El único que intentó un rescate fue Patrice Lumumba, líder anticolonialista y primer ministro en 1960, cuando Kinshasa (su capital) todavía era Leopoldville en un sádico homenaje que el Rey Leopoldo VII se autorealizó. El 30 de junio de ese mismo año, en el discurso de la independencia proclamó: “Vigilaremos para que las tierras de nuestra patria beneficien verdaderamente a sus hijos”. El 17 de enero de 1961 lo asesinaron y más: quemaron su cuerpo con ácido y solo quedó su diente de oro, que un soldado belga se robó para mostrar quiénes mandaban. Como lo mataron a Lumumba, matan a muchos congoleños, y es imposible contabilizar las masacres que ocurren allí.

Hay algunas pistas para descubrir las razones; contó y cuenta con los recursos naturales más buscados por las economías centrales. Fue el marfil y el caucho, ahora es el coltán y el cobalto. El coltán es un mineral que sirve para desarrollar smartphones, laptops, tablets, y un devenir de artefactos que se utilizan y reutilizan en el mundo. La República Democrática del Congo cuenta con el 80% de las reservas mundiales y Kivu del Norte es la zona más fértil.  

El máximo exportador de coltán del mundo es Ruanda —país vecino de RDC— y no cuenta con yacimientos. Pregunta obvia: ¿cómo lo hace? Financia al M23 —Movimiento 23 de marzo— que lo roba en Kivu del Norte, cruza el puente Ruzizi, lo deposita en Cyangugu y de ahí a Kigali. Es iluso, por tamaño y PBI, pensar que Ruanda —liderada por Paul Kagame— es el responsable de una guerra que lleva décadas. Sus socios en términos de armas, tecnología y comercio son Estados Unidos (todo vuelve al comienzo); Reino Unido; la Unión Europea en su conjunto (11% del comercio ruandés) Francia —que ahora intenta “mediar” sin éxito—, Alemania y Bélgica destacan; Emiratos Árabes Unidos; China, Polonia, Turquía e Israel, entre otros. 
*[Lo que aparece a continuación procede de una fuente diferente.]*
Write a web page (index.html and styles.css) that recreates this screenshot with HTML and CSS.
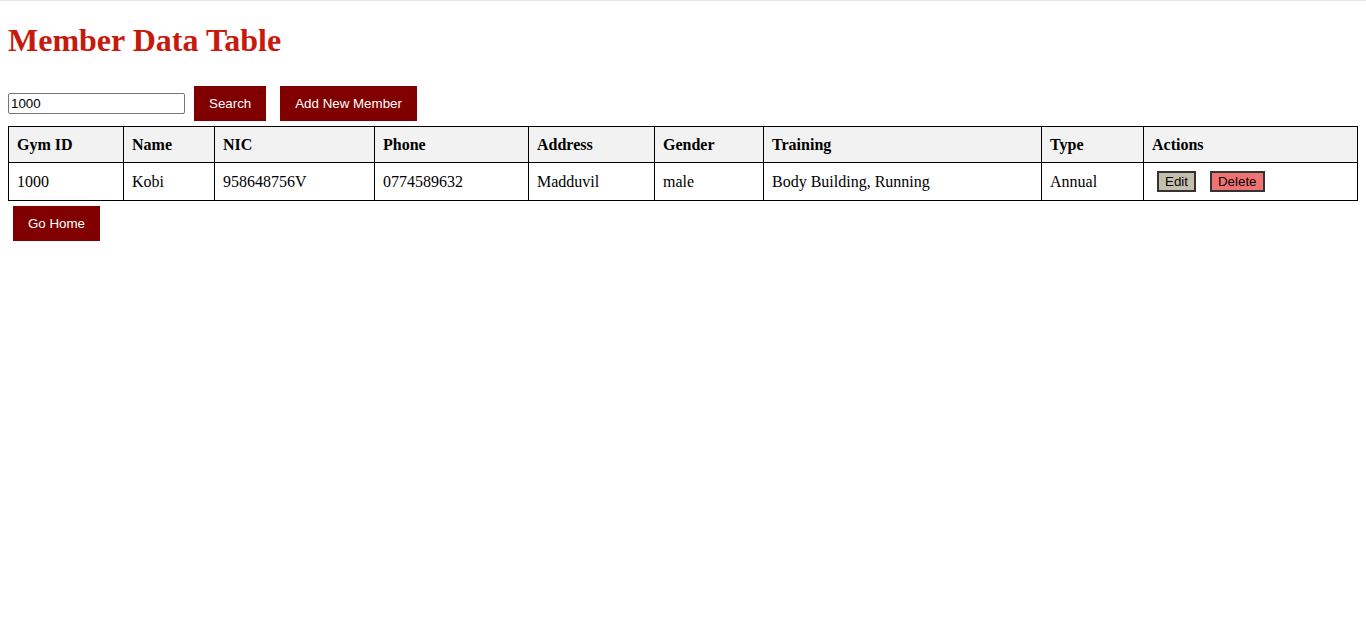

Katanga y Lualaba (RDC) son provincias ricas en cobalto, que se demanda fundamentalmente para baterías, tanto de dispositivos electrónicos como de los autos ecológicos. RDC alberga el 70% de las reservas mundiales. En su libro Cobalt Red, el periodista indio Siddhart Kara denunció que empresas como Tesla, Google, Apple, Samsung, Microsoft, Dell, LTC, Huawei, Ford, General Motors, BMW y Daimler-Chrysler adquieren el cobalto de la República Democrática del Congo a través de refinerías mayoritariamente chinas que son responsables de la extracción ilegal en esas zonas. Ninguna de estas compañías reconoce tolerar el trabajo esclavo e infantil, ni la destrucción de uno de los países más biodiversos del mundo. 

En la República Democrática del Congo hay pantanos, selvas, planicies de lava, sábanas, hipopótamos y gorilas de montaña. Podría ser la descripción de algo muy lindo, pero es el depósito de una porción del mundo que se desangra para que la otra funcione. Kara retruca con una verdad de la que intentaremos escapar: cada día muere un niño congoleño para que nosotros podamos prender algún dispositivo. 

Desde algunos lugares el mundo parece un bucle interminable de intereses políticos y económicos, aunque a veces no se necesitan tantos giros para sustentar razonamientos. El cambio de poder de la Casa Blanca coincide con un nuevo pico de violencia en Goma y, casi en paralelo, cuando el M23 rompió el alto el fuego Jeanette Kagame —primera dama de Ruanda— pronunció oraciones en la inauguración del Desayuno Nacional de Oración de Estados Unidos, pareciendo un  eslabón más de esa maquinaría que es make america great again. 

Sin aires institucionales, pero con una importante notoriedad, el usuario ruandés de X Dr. Dash (74 mil seguidores) —que apoya al M23 y a Kagame— posteó: “Mientras los plebeyos se sientan en los asientos normales, la primera dama está en el VIP. Lloren los que quieren que Estados Unidos sancione a Ruanda”. Hay obsecuencia, clasismo y violencia. Hay excitación; como Musk y, si cambiáramos “plebeyos” por “zurdos”, podría ser un tweet de Milei.  

Hace pocos días se tejió el debate sobre si Elon Musk es nazi por su gesto con el brazo derecho en diagonal; un puntal hacia el cielo o un cohete despegando. Un ida y vuelta de reflexiones, materiales de archivos y lo simple: “si lo hubiera hecho tal”. Una buena fórmula para profundizar sobre la asunción de Trump y las consecuencias de la tecnología como eje de la geopolítica internacional es transportarse —por última vez— al Congo.   

En Goma, y en otros sitios, la demografía es más o menos así: carpas frágiles que bordean los cordones y civiles que conviven con un millar de soldados —formales o informales— de distintas nacionalidades. Y en la metáfora (o no) de bucles tal vez esta sea la más frustrante, la del limbo. El Limbo es el círculo más extenso del infierno que plantea Dante Alighieri en la Divina Comedia. El tormento de los que están en el Limbo es el de saber que estarán allí para siempre. Lo angustiante es que esto no es una creación literaria: es real.